Commercial Driver's License holders face a different framework. A DUI conviction in a personal vehicle triggers a 1-year CDL disqualification under federal regulation, with no interlock-based workaround. Maryland IISP enrollment restores personal-vehicle driving privileges but does not lift the CDL suspension. Drivers who hold both a CDL and a personal license must satisfy the CDL disqualification period separately, often resulting in job loss for professional drivers even if personal driving access is restored.
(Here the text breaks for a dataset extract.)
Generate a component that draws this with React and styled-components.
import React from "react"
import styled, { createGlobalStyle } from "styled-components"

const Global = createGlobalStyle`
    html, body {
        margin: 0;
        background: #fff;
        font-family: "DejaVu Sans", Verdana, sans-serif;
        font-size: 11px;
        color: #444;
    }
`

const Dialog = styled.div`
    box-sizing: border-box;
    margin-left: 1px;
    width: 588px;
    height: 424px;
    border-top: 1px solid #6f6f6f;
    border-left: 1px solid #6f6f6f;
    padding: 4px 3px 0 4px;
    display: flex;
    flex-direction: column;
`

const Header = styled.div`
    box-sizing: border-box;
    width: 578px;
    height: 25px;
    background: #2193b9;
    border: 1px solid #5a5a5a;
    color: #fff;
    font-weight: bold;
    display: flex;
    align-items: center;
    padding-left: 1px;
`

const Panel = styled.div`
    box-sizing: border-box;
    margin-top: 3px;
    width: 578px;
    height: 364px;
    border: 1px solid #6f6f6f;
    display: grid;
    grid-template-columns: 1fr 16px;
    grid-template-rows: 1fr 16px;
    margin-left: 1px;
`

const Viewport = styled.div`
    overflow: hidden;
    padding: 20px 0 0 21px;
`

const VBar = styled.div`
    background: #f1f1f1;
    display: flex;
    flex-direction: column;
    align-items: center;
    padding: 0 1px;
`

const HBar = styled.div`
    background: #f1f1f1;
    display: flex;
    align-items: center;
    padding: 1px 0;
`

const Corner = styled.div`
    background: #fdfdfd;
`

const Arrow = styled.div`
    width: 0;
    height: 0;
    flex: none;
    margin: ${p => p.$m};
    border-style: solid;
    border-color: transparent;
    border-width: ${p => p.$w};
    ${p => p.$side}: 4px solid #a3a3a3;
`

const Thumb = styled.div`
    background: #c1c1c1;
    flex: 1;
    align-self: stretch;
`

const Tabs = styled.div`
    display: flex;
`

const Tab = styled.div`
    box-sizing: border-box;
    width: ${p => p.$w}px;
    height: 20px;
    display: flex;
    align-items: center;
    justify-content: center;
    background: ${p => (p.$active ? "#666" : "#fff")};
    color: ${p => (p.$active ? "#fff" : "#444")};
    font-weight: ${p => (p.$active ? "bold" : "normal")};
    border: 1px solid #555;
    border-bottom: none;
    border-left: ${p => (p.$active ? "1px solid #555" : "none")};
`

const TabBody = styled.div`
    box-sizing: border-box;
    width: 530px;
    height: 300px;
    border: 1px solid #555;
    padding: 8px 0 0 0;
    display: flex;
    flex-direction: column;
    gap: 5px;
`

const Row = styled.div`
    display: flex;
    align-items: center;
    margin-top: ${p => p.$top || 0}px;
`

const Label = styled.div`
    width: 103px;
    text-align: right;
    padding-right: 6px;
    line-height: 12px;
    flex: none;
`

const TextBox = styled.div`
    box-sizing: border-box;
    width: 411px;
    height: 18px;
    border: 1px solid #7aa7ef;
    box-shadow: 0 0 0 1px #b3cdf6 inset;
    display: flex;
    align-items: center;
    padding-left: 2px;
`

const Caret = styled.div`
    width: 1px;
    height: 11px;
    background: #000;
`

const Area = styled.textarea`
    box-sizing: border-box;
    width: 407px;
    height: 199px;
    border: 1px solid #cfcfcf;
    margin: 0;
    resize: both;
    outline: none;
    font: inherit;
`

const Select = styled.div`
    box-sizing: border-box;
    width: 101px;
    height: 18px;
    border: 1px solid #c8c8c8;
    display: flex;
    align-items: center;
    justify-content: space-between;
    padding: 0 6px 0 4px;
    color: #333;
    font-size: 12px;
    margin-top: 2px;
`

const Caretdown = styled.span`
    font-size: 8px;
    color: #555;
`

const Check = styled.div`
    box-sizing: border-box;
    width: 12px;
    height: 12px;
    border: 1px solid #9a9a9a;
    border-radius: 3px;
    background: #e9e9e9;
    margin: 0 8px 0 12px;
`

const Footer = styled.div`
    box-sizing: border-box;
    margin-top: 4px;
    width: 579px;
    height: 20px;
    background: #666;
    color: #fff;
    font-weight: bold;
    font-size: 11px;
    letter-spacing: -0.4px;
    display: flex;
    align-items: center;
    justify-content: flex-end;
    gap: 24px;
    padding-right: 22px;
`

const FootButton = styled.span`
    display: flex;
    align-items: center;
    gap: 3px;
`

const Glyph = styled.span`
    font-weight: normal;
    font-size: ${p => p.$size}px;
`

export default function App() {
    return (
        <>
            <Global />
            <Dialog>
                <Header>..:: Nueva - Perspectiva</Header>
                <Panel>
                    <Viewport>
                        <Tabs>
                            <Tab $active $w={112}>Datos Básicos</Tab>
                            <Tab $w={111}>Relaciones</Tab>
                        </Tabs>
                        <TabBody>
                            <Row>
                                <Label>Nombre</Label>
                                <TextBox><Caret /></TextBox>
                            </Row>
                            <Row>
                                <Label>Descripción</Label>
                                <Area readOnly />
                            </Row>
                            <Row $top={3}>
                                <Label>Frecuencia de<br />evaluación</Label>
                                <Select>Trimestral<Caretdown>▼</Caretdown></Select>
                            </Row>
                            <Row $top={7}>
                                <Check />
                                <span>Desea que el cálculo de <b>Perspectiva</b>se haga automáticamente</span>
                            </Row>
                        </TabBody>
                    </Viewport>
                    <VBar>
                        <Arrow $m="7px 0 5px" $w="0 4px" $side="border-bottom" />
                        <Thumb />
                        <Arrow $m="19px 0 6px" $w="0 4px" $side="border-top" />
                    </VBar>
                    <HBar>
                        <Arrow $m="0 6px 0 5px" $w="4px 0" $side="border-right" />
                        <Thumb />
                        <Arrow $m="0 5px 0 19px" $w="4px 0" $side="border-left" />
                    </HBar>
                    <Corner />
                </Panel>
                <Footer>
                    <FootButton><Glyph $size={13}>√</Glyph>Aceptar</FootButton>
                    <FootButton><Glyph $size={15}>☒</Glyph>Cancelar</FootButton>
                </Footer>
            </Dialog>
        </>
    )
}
Total Cost Breakdown for 1-Year Interlock Participation
Ignition interlock device installation costs $75 to $150 in Maryland depending on the vendor and device model. Monthly lease fees run $70 to $90, which includes the required monthly calibration and data download. Over a 1-year participation period, device costs total approximately $915 to $1,230.
SR-22 filing fees add $15 to $50, and the associated insurance premium increase averages $90 per month over baseline rates, totaling $1,080 annually. MVA reinstatement fees are $45 if you did not enroll in IISP early and served a hard suspension period first. Court costs for DUI convictions range from $500 to $1,000 depending on the jurisdiction and whether you accepted probation before judgment.
Total first-year cost for a BAC ≥ 0.15 DUI in Maryland: approximately $2,500 to $3,500 when combining interlock device expenses, insurance premium increases, SR-22 filing, reinstatement fees, and court costs. Drivers who own financed vehicles may also face lender notification requirements; some auto loan contracts require disclosure of interlock installation, though Maryland law does not mandate lender notification.